И она снова катила в чёрной «Мазде» и сбивала парня в пегой куртке. Была студёная зимняя ночь. Маруся набирала материн номер и вместе с вьюгой выла в мобильник. Полковник полиции Наталья Анатольевна Наших подбадривала дочь, говоря, что уже летит. А парень в пегой куртке хрипел и умирал на обочине. Маруся не подходила к нему: всё соображала, куда бы сунуть початую бутылку саке. Сунула в сугроб.
Ночь заглохла, темнота свернулась.
Жизнь молодую «перебило на самом рассвете».
На городок обрушился удар голосов: «У каких же Головёшкиных сына сбили… Учителей?» – «Так ведь он только из армии пришёл…» – «А чья дочка сбила: полковничья?» – «Да-да, Наших…»
«Эта “усиленно сознающая мышь” будет жить, а моего пацана отвезут в морг…» – бичевало Алексея Александровича.
Он проводил взглядом носилки с телом сына до скорой, подскочил к Марусе и что-то зашептал-зашипел. Лицо Головёшкина исказилось, точно в лихорадке…
Густой сон всё так же катился.
Но разбуди Марусю, и она не ответила бы, что страшнее: быть уже двенадцать месяцев под следствием или видеть то с гримасой отчаяния и муки лицо?
Вдруг Маруся широко открыла рот, словно ей не хватало воздуха, и проснулась. Тревогу её смягчил электрический свет, полетевший пятнами по комнате. Больше девушка в постель не ложилась: глядела на дрожание ночи и мерное кружение пушинок снега за окном.

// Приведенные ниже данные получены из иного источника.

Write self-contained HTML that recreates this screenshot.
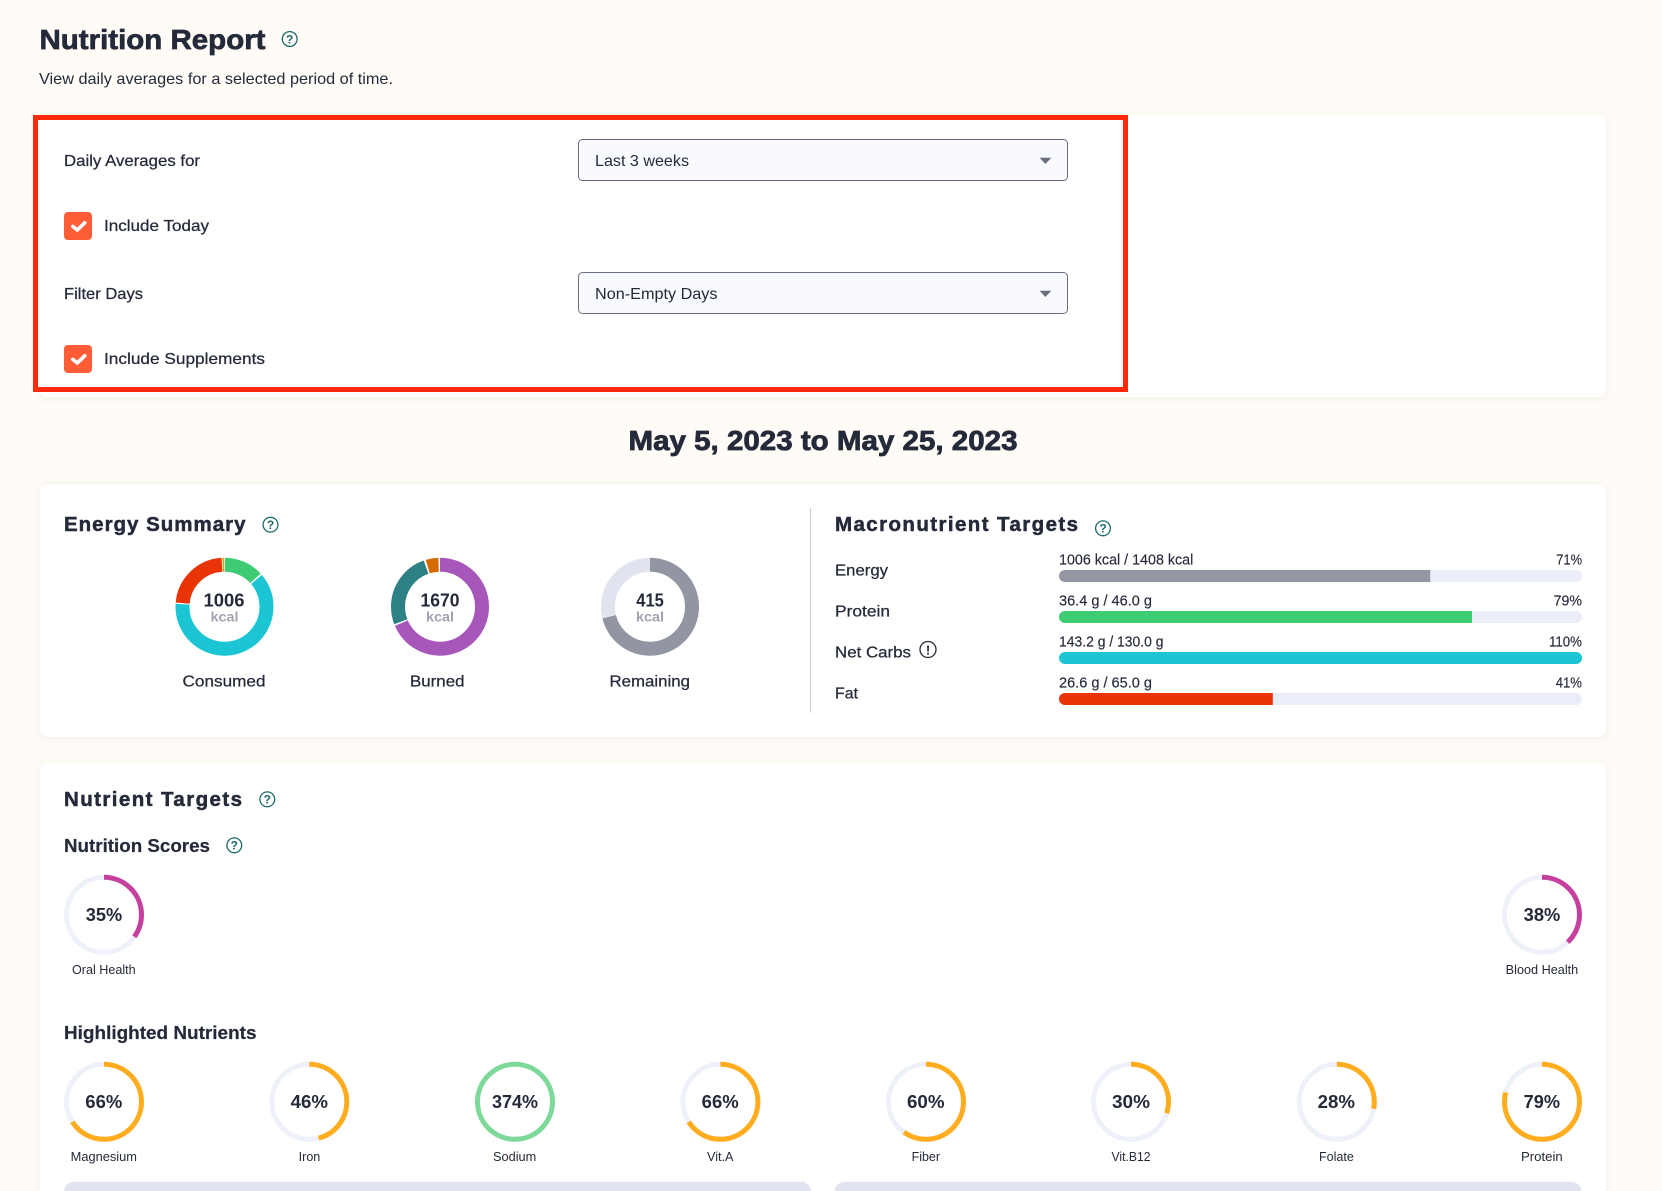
<!DOCTYPE html>
<html lang="en"><head><meta charset="utf-8"><title>Nutrition Report</title>
<style>
html,body{margin:0;padding:0;background:#fffcf7;width:1662px;height:1191px;overflow:hidden}
svg{display:block}
text{font-family:"Liberation Sans",sans-serif;fill:#252a3a}
.t{font-size:28px;font-weight:700;stroke:#252a3a;stroke-width:.7px}
.sub{font-size:16px}
.l{font-size:16px;stroke:#252a3a;stroke-width:.25px}
.h{font-size:20.5px;font-weight:700;stroke:#252a3a;stroke-width:.5px}
.h2{font-size:18.5px;font-weight:700;stroke:#252a3a;stroke-width:.2px}
.s{font-size:14.5px;stroke:#252a3a;stroke-width:.15px}
.n{font-size:18px;font-weight:700;text-anchor:start}
.k{font-size:14px;font-weight:700;fill:#a0a3b1}
.p{font-size:18px;font-weight:700}
.c{font-size:12.5px}
.q{font-size:12px;font-weight:700;fill:#1d6b6b;text-anchor:middle}
.ic{fill:none;stroke:#1d6b6b;stroke-width:1.3}
.card{fill:#fff;filter:drop-shadow(0 1px 5px rgba(60,50,30,.07))}
.rt{fill:none;stroke:#eff1fa;stroke-width:5}
.ra{fill:none;stroke-width:5}
.d{fill:none;stroke-width:14}
</style></head>
<body>
<svg width="1662" height="1191" viewBox="0 0 1662 1191" xmlns="http://www.w3.org/2000/svg">
<rect width="1662" height="1191" fill="#fffcf7"/>

<text class="t" x="39.5" y="49" textLength="226" lengthAdjust="spacingAndGlyphs">Nutrition Report</text>
<circle class="ic" cx="289.7" cy="39" r="7.4"/><text class="q" x="289.7" y="43.3">?</text>
<text class="sub" x="39" y="84" textLength="354" lengthAdjust="spacingAndGlyphs">View daily averages for a selected period of time.</text>

<rect class="card" x="39.5" y="115" width="1566.5" height="282" rx="8"/>
<rect x="35.5" y="117.5" width="1090" height="272" fill="none" stroke="#fb2a0b" stroke-width="5"/>

<text class="l" x="64" y="166" textLength="136" lengthAdjust="spacingAndGlyphs">Daily Averages for</text>
<rect x="578.5" y="139.5" width="489" height="41" rx="4" fill="#f9faff" stroke="#6b6e80"/>
<text class="sub" x="595" y="166" textLength="94" lengthAdjust="spacingAndGlyphs">Last 3 weeks</text>
<path d="M1039.5 157.8H1051.3L1045.4 164Z" fill="#6b6e7c"/>

<rect x="64" y="212" width="28" height="28" rx="4" fill="#ff5d36"/>
<path d="M72.8 226.4L77.3 230L84.7 222.8" fill="none" stroke="#fff" stroke-width="3.6" stroke-linecap="round" stroke-linejoin="round"/>
<text class="l" x="104" y="231" textLength="105" lengthAdjust="spacingAndGlyphs">Include Today</text>

<text class="l" x="64" y="299" textLength="79" lengthAdjust="spacingAndGlyphs">Filter Days</text>
<rect x="578.5" y="272.5" width="489" height="41" rx="4" fill="#f9faff" stroke="#6b6e80"/>
<text class="sub" x="595" y="299" textLength="122.5" lengthAdjust="spacingAndGlyphs">Non-Empty Days</text>
<path d="M1039.5 290.8H1051.3L1045.4 297Z" fill="#6b6e7c"/>

<rect x="64" y="345" width="28" height="28" rx="4" fill="#ff5d36"/>
<path d="M72.8 359.4L77.3 363L84.7 355.8" fill="none" stroke="#fff" stroke-width="3.6" stroke-linecap="round" stroke-linejoin="round"/>
<text class="l" x="104" y="364" textLength="161" lengthAdjust="spacingAndGlyphs">Include Supplements</text>

<text class="t" x="628.5" y="450" textLength="389" lengthAdjust="spacingAndGlyphs" style="stroke-width:.8px">May 5, 2023 to May 25, 2023</text>

<rect class="card" x="39.5" y="484.5" width="1566.5" height="252.5" rx="8"/>

<text class="h" x="64" y="531" textLength="181.5" lengthAdjust="spacing">Energy Summary</text>
<circle class="ic" cx="270.5" cy="524.7" r="7.4"/><text class="q" x="270.5" y="529">?</text>

<g transform="rotate(-90 224.5 606.7)">
<circle class="d" cx="224.5" cy="606.7" r="42" pathLength="360" stroke="#3ecb74" stroke-dasharray="47 360" stroke-dashoffset="-0.5"/>
<circle class="d" cx="224.5" cy="606.7" r="42" pathLength="360" stroke="#1cc5d3" stroke-dasharray="224 360" stroke-dashoffset="-49.5"/>
<circle class="d" cx="224.5" cy="606.7" r="42" pathLength="360" stroke="#e83407" stroke-dasharray="81.5 360" stroke-dashoffset="-275"/>
<circle class="d" cx="224.5" cy="606.7" r="42" pathLength="360" stroke="#f09a10" stroke-dasharray="2 360" stroke-dashoffset="-357.5"/>
</g>
<text class="n" x="203.5" y="606.6" textLength="41" lengthAdjust="spacingAndGlyphs">1006</text>
<text class="k" x="210.5" y="621.6" textLength="28" lengthAdjust="spacingAndGlyphs">kcal</text>
<text class="l" x="182.5" y="686.6" textLength="83" lengthAdjust="spacingAndGlyphs">Consumed</text>

<g transform="rotate(-90 440 606.7)">
<circle class="d" cx="440" cy="606.7" r="42" pathLength="360" stroke="#a657b9" stroke-dasharray="247 360"/>
<circle class="d" cx="440" cy="606.7" r="42" pathLength="360" stroke="#2d8083" stroke-dasharray="91.5 360" stroke-dashoffset="-249"/>
<circle class="d" cx="440" cy="606.7" r="42" pathLength="360" stroke="#d46a00" stroke-dasharray="15 360" stroke-dashoffset="-343"/>
</g>
<text class="n" x="420.5" y="606.6" textLength="39" lengthAdjust="spacingAndGlyphs">1670</text>
<text class="k" x="426" y="621.6" textLength="28" lengthAdjust="spacingAndGlyphs">kcal</text>
<text class="l" x="410" y="686.6" textLength="54.5" lengthAdjust="spacingAndGlyphs">Burned</text>

<g transform="rotate(-90 650 606.7)">
<circle class="d" cx="650" cy="606.7" r="42" stroke="#e1e4ef"/>
<circle class="d" cx="650" cy="606.7" r="42" pathLength="360" stroke="#9296a3" stroke-dasharray="256 360"/>
</g>
<text class="n" x="636.3" y="606.6" textLength="27.5" lengthAdjust="spacingAndGlyphs">415</text>
<text class="k" x="636" y="621.6" textLength="28" lengthAdjust="spacingAndGlyphs">kcal</text>
<text class="l" x="609.5" y="686.6" textLength="80.5" lengthAdjust="spacingAndGlyphs">Remaining</text>

<rect x="810" y="508" width="1" height="204.7" fill="#c9ccd6"/>

<text class="h" x="835" y="531" textLength="243" lengthAdjust="spacing">Macronutrient Targets</text>
<circle class="ic" cx="1103" cy="528.3" r="7.4"/><text class="q" x="1103" y="532.6">?</text>

<text class="l" x="835" y="575.7" textLength="53" lengthAdjust="spacingAndGlyphs">Energy</text>
<text class="l" x="835" y="616.7" textLength="55" lengthAdjust="spacingAndGlyphs">Protein</text>
<text class="l" x="835" y="657.3" textLength="76" lengthAdjust="spacingAndGlyphs">Net Carbs</text>
<circle cx="928" cy="649.5" r="8" fill="none" stroke="#252a3a" stroke-width="1.3"/><text x="928" y="654.3" text-anchor="middle" style="font-size:13px;font-weight:700">!</text>
<text class="l" x="835" y="698.3" textLength="23" lengthAdjust="spacingAndGlyphs">Fat</text>

<text class="s" x="1059" y="564.7" textLength="134.3" lengthAdjust="spacingAndGlyphs">1006 kcal / 1408 kcal</text>
<text class="s" x="1556.3" y="564.7" textLength="25.7" lengthAdjust="spacingAndGlyphs">71%</text>
<rect x="1059" y="570" width="523" height="12" rx="6" fill="#ebeef8"/>
<path d="M1065 570H1430.2V582H1065A6 6 0 0 1 1065 570Z" fill="#9296a3"/>

<text class="s" x="1059" y="605.7" textLength="93" lengthAdjust="spacingAndGlyphs">36.4 g / 46.0 g</text>
<text class="s" x="1553.6" y="605.7" textLength="28.4" lengthAdjust="spacingAndGlyphs">79%</text>
<rect x="1059" y="611" width="523" height="12" rx="6" fill="#ebeef8"/>
<path d="M1065 611H1472V623H1065A6 6 0 0 1 1065 611Z" fill="#3ecb74"/>

<text class="s" x="1059" y="646.7" textLength="104.5" lengthAdjust="spacingAndGlyphs">143.2 g / 130.0 g</text>
<text class="s" x="1549" y="646.7" textLength="33" lengthAdjust="spacingAndGlyphs">110%</text>
<rect x="1059" y="652" width="523" height="12" rx="6" fill="#1cc5d3"/>

<text class="s" x="1059" y="687.7" textLength="93" lengthAdjust="spacingAndGlyphs">26.6 g / 65.0 g</text>
<text class="s" x="1555.7" y="687.7" textLength="26.3" lengthAdjust="spacingAndGlyphs">41%</text>
<rect x="1059" y="693" width="523" height="12" rx="6" fill="#ebeef8"/>
<path d="M1065 693H1272.8V705H1065A6 6 0 0 1 1065 693Z" fill="#e83407"/>

<rect class="card" x="39.5" y="763" width="1566.5" height="460" rx="8"/>

<text class="h" x="64" y="806" textLength="178" lengthAdjust="spacing">Nutrient Targets</text>
<circle class="ic" cx="267.3" cy="799.3" r="7.4"/><text class="q" x="267.3" y="803.6">?</text>

<text class="h2" x="64" y="852" textLength="146" lengthAdjust="spacingAndGlyphs">Nutrition Scores</text>
<circle class="ic" cx="234.3" cy="845.3" r="7.4"/><text class="q" x="234.3" y="849.6">?</text>

<circle class="rt" cx="104" cy="914.8" r="37.5"/>
<circle class="ra" cx="104" cy="914.8" r="37.5" pathLength="100" stroke="#c5409e" stroke-dasharray="35 100" transform="rotate(-90 104 914.8)"/>
<text class="p" x="85.8" y="921" textLength="36.4" lengthAdjust="spacingAndGlyphs">35%</text>
<text class="c" x="72" y="974" textLength="63.7" lengthAdjust="spacingAndGlyphs">Oral Health</text>

<circle class="rt" cx="1542" cy="914.8" r="37.5"/>
<circle class="ra" cx="1542" cy="914.8" r="37.5" pathLength="100" stroke="#c5409e" stroke-dasharray="38 100" transform="rotate(-90 1542 914.8)"/>
<text class="p" x="1523.7" y="921" textLength="36.6" lengthAdjust="spacingAndGlyphs">38%</text>
<text class="c" x="1505.7" y="974" textLength="72.5" lengthAdjust="spacingAndGlyphs">Blood Health</text>

<text class="h2" x="64" y="1039" textLength="192.5" lengthAdjust="spacingAndGlyphs">Highlighted Nutrients</text>

<circle class="rt" cx="104" cy="1101.8" r="37.5"/>
<circle class="ra" cx="104" cy="1101.8" r="37.5" pathLength="100" stroke="#ffad1f" stroke-dasharray="66 100" transform="rotate(-90 104 1101.8)"/>
<text class="p" x="85.3" y="1108" textLength="37" lengthAdjust="spacingAndGlyphs">66%</text>
<text class="c" x="70.7" y="1161" textLength="66.3" lengthAdjust="spacingAndGlyphs">Magnesium</text>

<circle class="rt" cx="309.3" cy="1101.8" r="37.5"/>
<circle class="ra" cx="309.3" cy="1101.8" r="37.5" pathLength="100" stroke="#ffad1f" stroke-dasharray="46 100" transform="rotate(-90 309.3 1101.8)"/>
<text class="p" x="290.7" y="1108" textLength="37.3" lengthAdjust="spacingAndGlyphs">46%</text>
<text class="c" x="298.7" y="1161" textLength="21.6" lengthAdjust="spacingAndGlyphs">Iron</text>

<circle class="ra" cx="515" cy="1101.8" r="37.5" stroke="#7dd99a"/>
<text class="p" x="492" y="1108" textLength="46" lengthAdjust="spacingAndGlyphs">374%</text>
<text class="c" x="493" y="1161" textLength="43.3" lengthAdjust="spacingAndGlyphs">Sodium</text>

<circle class="rt" cx="720.4" cy="1101.8" r="37.5"/>
<circle class="ra" cx="720.4" cy="1101.8" r="37.5" pathLength="100" stroke="#ffad1f" stroke-dasharray="66 100" transform="rotate(-90 720.4 1101.8)"/>
<text class="p" x="701.7" y="1108" textLength="37" lengthAdjust="spacingAndGlyphs">66%</text>
<text class="c" x="707" y="1161" textLength="26.5" lengthAdjust="spacingAndGlyphs">Vit.A</text>

<circle class="rt" cx="926" cy="1101.8" r="37.5"/>
<circle class="ra" cx="926" cy="1101.8" r="37.5" pathLength="100" stroke="#ffad1f" stroke-dasharray="60 100" transform="rotate(-90 926 1101.8)"/>
<text class="p" x="907" y="1108" textLength="37.5" lengthAdjust="spacingAndGlyphs">60%</text>
<text class="c" x="911.6" y="1161" textLength="28.4" lengthAdjust="spacingAndGlyphs">Fiber</text>

<circle class="rt" cx="1131" cy="1101.8" r="37.5"/>
<circle class="ra" cx="1131" cy="1101.8" r="37.5" pathLength="100" stroke="#ffad1f" stroke-dasharray="30 100" transform="rotate(-90 1131 1101.8)"/>
<text class="p" x="1112" y="1108" textLength="38" lengthAdjust="spacingAndGlyphs">30%</text>
<text class="c" x="1111.5" y="1161" textLength="39" lengthAdjust="spacingAndGlyphs">Vit.B12</text>

<circle class="rt" cx="1336.8" cy="1101.8" r="37.5"/>
<circle class="ra" cx="1336.8" cy="1101.8" r="37.5" pathLength="100" stroke="#ffad1f" stroke-dasharray="28 100" transform="rotate(-90 1336.8 1101.8)"/>
<text class="p" x="1317.6" y="1108" textLength="37.3" lengthAdjust="spacingAndGlyphs">28%</text>
<text class="c" x="1319" y="1161" textLength="34.8" lengthAdjust="spacingAndGlyphs">Folate</text>

<circle class="rt" cx="1542" cy="1101.8" r="37.5"/>
<circle class="ra" cx="1542" cy="1101.8" r="37.5" pathLength="100" stroke="#ffad1f" stroke-dasharray="79 100" transform="rotate(-90 1542 1101.8)"/>
<text class="p" x="1523.7" y="1108" textLength="36.3" lengthAdjust="spacingAndGlyphs">79%</text>
<text class="c" x="1521" y="1161" textLength="41.7" lengthAdjust="spacingAndGlyphs">Protein</text>

<rect x="64" y="1181.7" width="747" height="40" rx="10" fill="#e1e4ee"/>
<rect x="834.5" y="1181.7" width="747" height="40" rx="10" fill="#e1e4ee"/>
</svg>
</body></html>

…Письмо гражданина Головёшкина Генпрокуратура перенаправила в прокуратуру областную, ну а та – в районную. Татьяна Алексеевна, узнав об этом, тяжко вздохнула: «Эх, закон для них не писан…»
– Поняла, что ли? – мрачно дёрнул щекой Алексей Александрович. – Сапожность процесса! Говорят же, что действительность всегда отзывается сапогом.
– Эх!
– Мать этой шлепохвостницы не уволили, не отстранили…
– И сколько ж этой дадут?
– Два года… колонии-поселения.
– Нам, значит, тоски по самое горло, а ей два года… – женщина осеклась. Перед ней будто бы стояла Маруся, тощая, как японка. Маленький узкий лобик, жёлтые тени на висках. Она выглядела болезненно ещё и потому, что на шее у неё билась жилка.
В Татьяне Алексеевне что-то нагорело и лопнуло. Она упала на кровать, уткнулась в подушку лицом. Алексей Александрович блестевшими пьяным блеском глазами смотрел на жену и говорил: «Ну, будет, будет…» Один отверженный человек как мог утешал другого.
Солнце за окном сделалось красным, огромным и тяжёлым, и вскоре всё заволокла ранняя тьма.
В год юбилея Великой Победы Маруся Наших была амнистирована и в колонию-поселение не попала. Головёшкиным же стала приходить «компенсация». Слала её мать Маруси почему-то частями и почему-то в праздники: по тысяче рублей – к Новому году и Рождеству, полторы тысячи – ко Дню защитника Отечества.